▶ [Task goal]: Extract each line holding the word "that" from the entries.

** START OF Recorded data **

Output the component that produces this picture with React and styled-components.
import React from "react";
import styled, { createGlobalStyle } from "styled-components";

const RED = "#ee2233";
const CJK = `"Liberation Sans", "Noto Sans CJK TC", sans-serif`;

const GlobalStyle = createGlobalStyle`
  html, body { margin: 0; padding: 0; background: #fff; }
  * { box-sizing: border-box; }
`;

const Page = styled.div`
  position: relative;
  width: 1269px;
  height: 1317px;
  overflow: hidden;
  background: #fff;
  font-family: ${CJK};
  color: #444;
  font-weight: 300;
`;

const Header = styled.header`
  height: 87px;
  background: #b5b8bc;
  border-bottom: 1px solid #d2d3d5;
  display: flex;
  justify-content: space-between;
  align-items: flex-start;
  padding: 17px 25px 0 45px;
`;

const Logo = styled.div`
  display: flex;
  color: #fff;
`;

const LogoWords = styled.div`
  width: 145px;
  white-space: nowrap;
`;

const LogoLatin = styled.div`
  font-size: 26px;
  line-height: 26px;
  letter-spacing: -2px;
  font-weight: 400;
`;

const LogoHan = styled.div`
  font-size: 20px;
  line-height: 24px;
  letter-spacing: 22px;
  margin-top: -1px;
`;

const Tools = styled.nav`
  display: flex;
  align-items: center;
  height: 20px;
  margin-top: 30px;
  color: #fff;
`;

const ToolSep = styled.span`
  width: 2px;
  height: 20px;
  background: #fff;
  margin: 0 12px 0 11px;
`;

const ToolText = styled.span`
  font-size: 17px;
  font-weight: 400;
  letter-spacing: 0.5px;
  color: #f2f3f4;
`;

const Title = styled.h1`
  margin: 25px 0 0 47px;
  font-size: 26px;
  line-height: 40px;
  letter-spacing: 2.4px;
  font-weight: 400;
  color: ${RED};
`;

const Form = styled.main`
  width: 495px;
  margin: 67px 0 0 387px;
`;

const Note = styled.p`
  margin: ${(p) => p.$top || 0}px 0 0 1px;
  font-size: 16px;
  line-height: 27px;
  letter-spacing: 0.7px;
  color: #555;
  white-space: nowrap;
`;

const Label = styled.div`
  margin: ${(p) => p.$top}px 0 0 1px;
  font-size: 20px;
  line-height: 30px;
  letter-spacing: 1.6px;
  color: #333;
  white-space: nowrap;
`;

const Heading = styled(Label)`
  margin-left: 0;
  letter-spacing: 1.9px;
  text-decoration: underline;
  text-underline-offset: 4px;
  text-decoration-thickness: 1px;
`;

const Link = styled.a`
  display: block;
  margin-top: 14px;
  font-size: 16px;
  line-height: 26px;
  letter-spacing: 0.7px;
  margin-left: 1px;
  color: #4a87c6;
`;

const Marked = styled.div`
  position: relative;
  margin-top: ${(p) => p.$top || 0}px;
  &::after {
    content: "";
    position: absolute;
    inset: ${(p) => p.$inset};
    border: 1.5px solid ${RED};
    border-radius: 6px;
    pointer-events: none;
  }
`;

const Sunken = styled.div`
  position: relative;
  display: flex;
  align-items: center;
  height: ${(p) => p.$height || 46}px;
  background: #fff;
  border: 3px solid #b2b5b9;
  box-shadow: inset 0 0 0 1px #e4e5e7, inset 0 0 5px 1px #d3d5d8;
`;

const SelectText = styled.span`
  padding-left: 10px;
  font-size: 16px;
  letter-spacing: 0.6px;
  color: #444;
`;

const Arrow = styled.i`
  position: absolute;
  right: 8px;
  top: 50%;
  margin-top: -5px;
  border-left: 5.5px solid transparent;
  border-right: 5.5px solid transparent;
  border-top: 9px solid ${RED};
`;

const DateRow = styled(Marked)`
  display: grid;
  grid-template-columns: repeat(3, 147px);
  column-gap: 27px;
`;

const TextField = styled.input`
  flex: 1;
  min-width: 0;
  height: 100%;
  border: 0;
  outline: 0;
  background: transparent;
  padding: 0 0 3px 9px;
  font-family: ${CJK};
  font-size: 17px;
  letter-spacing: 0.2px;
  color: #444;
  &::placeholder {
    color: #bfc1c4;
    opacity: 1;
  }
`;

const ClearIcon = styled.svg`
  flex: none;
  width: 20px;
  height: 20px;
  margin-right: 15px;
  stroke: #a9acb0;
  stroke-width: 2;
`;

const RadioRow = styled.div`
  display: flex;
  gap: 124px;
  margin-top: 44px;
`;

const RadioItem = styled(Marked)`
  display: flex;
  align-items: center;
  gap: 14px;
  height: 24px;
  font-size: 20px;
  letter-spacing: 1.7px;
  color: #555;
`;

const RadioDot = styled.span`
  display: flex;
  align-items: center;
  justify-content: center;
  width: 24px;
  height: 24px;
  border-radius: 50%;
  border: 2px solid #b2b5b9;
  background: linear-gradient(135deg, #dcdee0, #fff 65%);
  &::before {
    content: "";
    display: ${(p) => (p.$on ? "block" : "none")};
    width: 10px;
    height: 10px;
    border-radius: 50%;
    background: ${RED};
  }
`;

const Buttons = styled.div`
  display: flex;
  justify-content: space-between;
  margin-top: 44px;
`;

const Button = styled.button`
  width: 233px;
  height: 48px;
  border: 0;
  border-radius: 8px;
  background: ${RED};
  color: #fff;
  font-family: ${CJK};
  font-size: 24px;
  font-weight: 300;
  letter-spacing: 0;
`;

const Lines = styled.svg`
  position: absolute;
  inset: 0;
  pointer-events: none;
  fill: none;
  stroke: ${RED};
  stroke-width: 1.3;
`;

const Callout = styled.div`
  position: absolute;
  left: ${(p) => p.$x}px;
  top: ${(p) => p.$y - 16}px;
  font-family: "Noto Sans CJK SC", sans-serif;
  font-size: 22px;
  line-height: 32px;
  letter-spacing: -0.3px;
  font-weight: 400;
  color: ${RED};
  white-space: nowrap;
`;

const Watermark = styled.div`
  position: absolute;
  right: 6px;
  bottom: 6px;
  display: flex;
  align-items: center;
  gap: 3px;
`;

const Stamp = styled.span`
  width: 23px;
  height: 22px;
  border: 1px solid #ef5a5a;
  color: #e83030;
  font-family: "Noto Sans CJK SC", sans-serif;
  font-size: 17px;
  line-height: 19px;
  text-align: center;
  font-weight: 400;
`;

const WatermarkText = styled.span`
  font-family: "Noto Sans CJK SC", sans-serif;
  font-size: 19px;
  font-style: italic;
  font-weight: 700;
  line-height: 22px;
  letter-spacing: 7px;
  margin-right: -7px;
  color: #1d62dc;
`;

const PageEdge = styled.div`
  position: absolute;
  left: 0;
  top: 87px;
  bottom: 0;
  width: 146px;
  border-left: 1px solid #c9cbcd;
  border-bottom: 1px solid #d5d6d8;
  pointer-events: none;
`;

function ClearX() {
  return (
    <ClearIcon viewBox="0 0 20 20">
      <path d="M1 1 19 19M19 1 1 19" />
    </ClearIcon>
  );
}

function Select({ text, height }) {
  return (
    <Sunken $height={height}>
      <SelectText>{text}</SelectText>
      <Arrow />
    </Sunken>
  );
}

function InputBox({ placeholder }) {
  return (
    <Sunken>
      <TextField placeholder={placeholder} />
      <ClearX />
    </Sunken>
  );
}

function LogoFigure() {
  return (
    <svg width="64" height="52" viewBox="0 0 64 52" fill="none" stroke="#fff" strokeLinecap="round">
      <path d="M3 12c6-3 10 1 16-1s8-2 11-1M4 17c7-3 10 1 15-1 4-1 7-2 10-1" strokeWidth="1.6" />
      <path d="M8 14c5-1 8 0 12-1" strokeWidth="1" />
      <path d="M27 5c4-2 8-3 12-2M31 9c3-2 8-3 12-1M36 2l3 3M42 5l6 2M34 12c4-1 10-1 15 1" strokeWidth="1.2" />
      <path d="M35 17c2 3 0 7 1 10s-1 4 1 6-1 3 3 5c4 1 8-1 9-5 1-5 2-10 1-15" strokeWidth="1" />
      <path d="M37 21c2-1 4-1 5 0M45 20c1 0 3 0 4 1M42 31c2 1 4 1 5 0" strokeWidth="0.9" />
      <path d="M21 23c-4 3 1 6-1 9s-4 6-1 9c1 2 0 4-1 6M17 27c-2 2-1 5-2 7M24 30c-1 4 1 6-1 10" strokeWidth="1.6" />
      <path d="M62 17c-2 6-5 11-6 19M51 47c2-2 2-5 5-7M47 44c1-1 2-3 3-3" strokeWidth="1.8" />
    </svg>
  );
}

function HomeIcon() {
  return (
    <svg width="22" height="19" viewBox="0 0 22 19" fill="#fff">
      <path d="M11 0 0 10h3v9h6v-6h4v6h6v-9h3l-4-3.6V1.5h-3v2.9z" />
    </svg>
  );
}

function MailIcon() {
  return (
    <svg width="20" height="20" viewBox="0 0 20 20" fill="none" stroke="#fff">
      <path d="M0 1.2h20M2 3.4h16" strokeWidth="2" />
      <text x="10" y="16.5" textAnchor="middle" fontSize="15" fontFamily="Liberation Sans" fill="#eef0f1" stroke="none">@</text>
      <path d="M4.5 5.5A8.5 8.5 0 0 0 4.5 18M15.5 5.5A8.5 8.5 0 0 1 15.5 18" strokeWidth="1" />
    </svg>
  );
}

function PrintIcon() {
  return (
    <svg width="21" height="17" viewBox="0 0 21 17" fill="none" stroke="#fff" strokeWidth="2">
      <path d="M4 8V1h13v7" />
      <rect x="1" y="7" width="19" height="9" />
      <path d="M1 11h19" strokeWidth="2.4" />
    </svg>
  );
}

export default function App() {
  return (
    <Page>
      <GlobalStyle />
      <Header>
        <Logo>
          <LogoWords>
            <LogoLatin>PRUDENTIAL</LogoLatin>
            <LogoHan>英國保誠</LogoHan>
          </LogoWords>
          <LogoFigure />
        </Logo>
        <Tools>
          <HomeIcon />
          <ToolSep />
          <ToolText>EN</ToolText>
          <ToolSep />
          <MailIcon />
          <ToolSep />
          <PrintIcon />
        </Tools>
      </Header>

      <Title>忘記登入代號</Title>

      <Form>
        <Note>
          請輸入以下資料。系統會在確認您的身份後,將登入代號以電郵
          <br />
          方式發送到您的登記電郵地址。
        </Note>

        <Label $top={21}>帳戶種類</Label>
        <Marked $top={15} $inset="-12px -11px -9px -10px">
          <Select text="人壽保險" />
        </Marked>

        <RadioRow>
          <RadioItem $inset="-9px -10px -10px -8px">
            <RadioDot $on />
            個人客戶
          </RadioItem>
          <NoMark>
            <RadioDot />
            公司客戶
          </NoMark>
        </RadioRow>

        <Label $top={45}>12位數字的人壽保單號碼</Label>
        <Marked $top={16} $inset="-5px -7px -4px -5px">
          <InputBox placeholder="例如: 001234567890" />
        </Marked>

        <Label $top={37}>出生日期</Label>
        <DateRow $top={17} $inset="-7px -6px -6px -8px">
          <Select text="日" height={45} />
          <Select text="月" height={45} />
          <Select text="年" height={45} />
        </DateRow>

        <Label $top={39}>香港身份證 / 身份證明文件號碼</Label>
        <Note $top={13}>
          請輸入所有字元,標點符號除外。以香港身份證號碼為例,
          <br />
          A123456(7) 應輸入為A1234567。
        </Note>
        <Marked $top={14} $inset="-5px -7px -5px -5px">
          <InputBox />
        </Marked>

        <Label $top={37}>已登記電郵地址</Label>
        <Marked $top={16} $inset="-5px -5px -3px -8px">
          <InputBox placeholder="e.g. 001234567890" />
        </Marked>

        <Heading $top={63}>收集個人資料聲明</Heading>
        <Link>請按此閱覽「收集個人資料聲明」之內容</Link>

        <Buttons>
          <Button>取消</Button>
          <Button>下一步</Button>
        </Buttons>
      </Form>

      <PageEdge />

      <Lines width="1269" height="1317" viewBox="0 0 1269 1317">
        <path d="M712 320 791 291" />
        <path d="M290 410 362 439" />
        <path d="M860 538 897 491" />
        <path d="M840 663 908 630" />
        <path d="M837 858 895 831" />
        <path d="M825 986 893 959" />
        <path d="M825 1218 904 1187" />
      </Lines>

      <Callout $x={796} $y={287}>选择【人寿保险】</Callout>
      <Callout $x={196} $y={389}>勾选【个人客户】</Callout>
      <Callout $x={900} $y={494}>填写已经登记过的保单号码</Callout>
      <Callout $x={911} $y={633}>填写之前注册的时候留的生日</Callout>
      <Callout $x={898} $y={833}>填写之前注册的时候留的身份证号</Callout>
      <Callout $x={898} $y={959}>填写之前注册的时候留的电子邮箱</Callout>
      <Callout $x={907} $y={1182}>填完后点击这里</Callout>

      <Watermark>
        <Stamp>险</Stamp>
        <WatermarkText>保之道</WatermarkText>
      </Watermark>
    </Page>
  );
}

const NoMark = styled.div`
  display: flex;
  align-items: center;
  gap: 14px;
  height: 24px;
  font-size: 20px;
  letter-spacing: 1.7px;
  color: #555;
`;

** END OF Recorded data **
** START OF Recorded data **

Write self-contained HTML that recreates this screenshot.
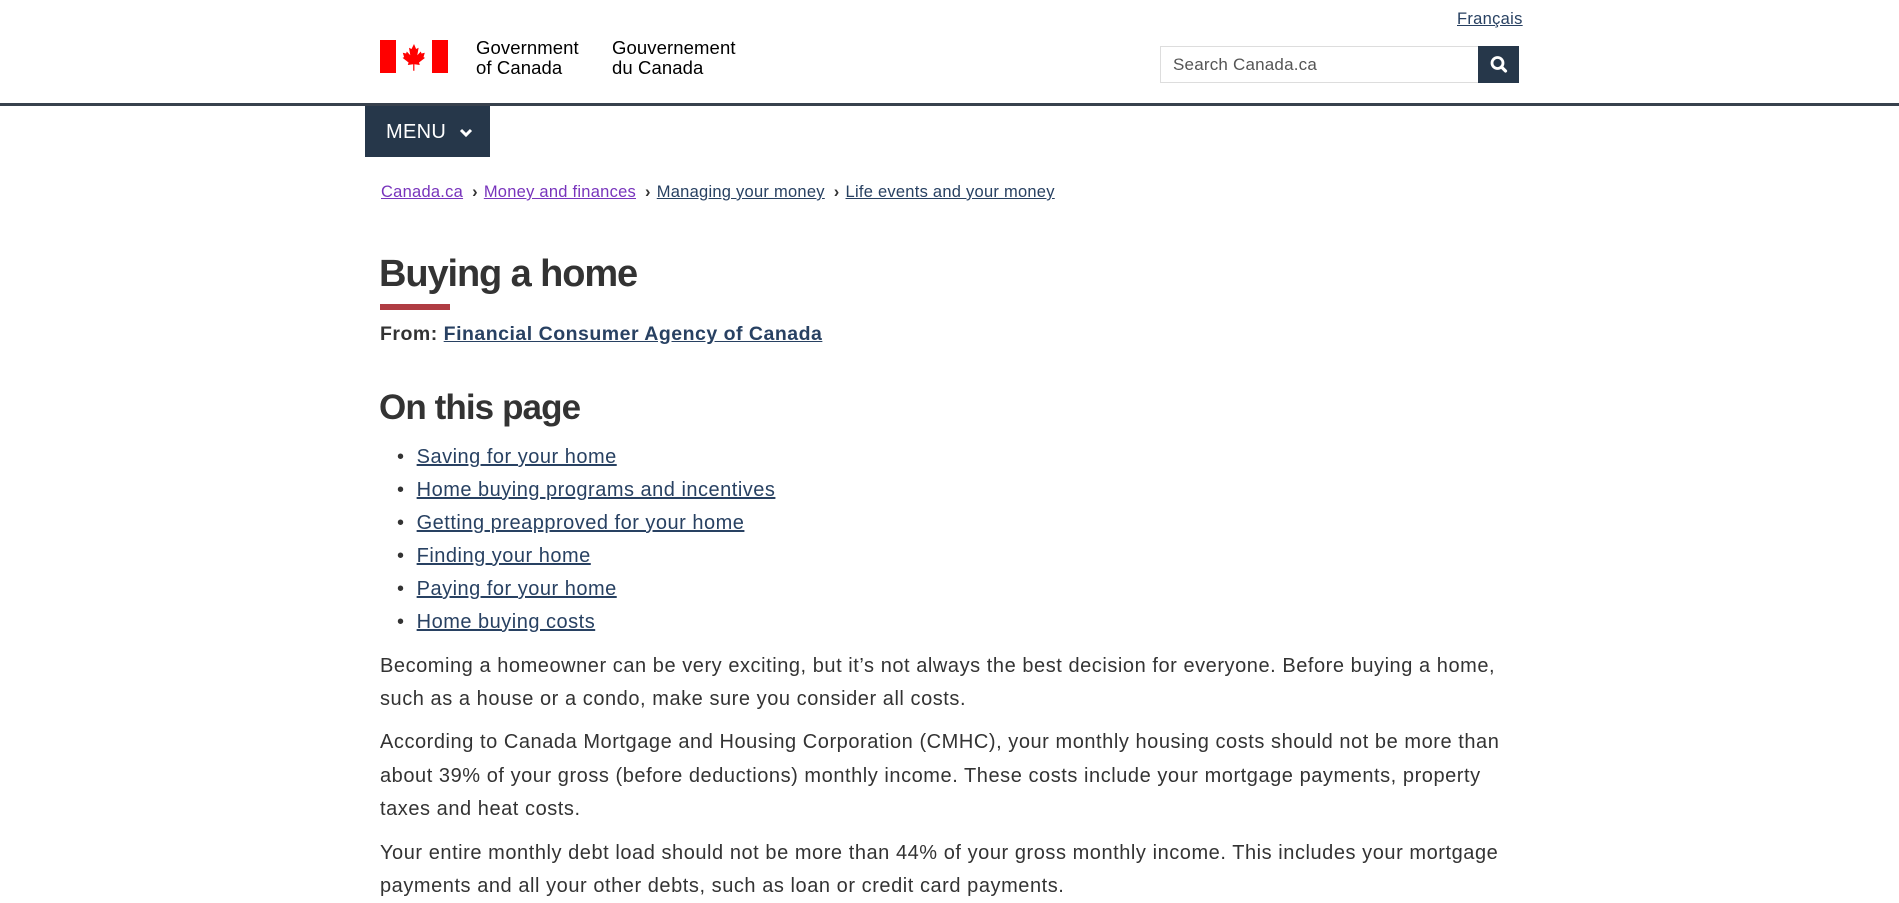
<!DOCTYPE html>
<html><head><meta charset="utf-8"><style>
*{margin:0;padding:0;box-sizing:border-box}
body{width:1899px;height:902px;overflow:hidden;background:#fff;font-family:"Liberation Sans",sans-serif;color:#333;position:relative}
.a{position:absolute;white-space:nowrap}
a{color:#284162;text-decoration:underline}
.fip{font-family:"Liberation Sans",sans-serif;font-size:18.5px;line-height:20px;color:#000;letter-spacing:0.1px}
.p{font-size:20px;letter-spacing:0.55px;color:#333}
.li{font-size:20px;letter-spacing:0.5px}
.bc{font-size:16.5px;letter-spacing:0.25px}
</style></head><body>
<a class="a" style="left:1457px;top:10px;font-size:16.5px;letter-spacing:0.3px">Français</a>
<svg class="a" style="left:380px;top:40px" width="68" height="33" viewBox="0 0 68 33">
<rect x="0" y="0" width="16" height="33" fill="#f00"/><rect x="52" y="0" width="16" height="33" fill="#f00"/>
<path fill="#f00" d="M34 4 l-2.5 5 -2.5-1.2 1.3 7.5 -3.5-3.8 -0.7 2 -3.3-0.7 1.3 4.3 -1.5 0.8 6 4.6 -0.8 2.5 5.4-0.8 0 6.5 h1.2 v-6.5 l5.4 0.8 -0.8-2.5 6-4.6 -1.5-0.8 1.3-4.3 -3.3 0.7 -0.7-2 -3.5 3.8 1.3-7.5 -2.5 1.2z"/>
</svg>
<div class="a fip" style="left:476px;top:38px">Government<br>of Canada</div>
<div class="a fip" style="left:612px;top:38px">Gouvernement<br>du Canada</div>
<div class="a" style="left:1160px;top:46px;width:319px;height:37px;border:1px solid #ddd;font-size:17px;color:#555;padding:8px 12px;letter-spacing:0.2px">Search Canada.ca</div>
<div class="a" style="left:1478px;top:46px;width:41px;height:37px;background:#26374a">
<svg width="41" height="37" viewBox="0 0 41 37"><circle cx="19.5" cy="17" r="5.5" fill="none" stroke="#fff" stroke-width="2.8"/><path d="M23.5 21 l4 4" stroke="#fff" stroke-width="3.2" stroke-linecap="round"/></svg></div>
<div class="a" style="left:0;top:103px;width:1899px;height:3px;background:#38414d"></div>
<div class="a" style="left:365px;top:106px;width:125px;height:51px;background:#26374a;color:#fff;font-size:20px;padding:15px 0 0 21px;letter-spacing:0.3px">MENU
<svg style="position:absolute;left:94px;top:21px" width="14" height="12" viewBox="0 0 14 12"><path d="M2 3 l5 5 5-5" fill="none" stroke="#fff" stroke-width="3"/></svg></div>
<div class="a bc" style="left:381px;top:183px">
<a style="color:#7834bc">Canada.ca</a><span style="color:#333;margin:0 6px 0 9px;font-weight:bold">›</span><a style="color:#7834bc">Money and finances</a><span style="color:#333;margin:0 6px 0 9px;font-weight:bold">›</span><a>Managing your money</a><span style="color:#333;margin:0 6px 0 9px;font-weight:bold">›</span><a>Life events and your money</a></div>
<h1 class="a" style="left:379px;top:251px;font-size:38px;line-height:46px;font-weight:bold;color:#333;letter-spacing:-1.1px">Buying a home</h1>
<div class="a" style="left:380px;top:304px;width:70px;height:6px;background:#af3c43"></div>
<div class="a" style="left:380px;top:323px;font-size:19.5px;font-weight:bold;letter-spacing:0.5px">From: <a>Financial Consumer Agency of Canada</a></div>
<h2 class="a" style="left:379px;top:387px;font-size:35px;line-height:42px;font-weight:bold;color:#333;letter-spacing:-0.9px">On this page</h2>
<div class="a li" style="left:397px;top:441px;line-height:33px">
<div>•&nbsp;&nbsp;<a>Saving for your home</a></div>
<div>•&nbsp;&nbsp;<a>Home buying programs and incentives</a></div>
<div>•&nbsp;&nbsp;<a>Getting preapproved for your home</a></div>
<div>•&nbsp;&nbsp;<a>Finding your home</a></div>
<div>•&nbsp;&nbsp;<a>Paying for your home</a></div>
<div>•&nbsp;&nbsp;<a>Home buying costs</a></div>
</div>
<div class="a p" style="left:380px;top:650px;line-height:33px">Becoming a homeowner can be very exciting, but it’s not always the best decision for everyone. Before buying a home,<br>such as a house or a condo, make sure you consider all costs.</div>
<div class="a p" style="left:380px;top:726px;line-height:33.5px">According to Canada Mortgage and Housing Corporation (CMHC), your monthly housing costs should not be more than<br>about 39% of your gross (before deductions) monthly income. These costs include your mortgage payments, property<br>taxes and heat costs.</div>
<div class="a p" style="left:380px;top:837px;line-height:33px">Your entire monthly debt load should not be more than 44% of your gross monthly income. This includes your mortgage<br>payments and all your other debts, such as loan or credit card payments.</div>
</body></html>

** END OF Recorded data **

▶ [Solution]:
Output the component that produces this picture with React and styled-components.
Write self-contained HTML that recreates this screenshot.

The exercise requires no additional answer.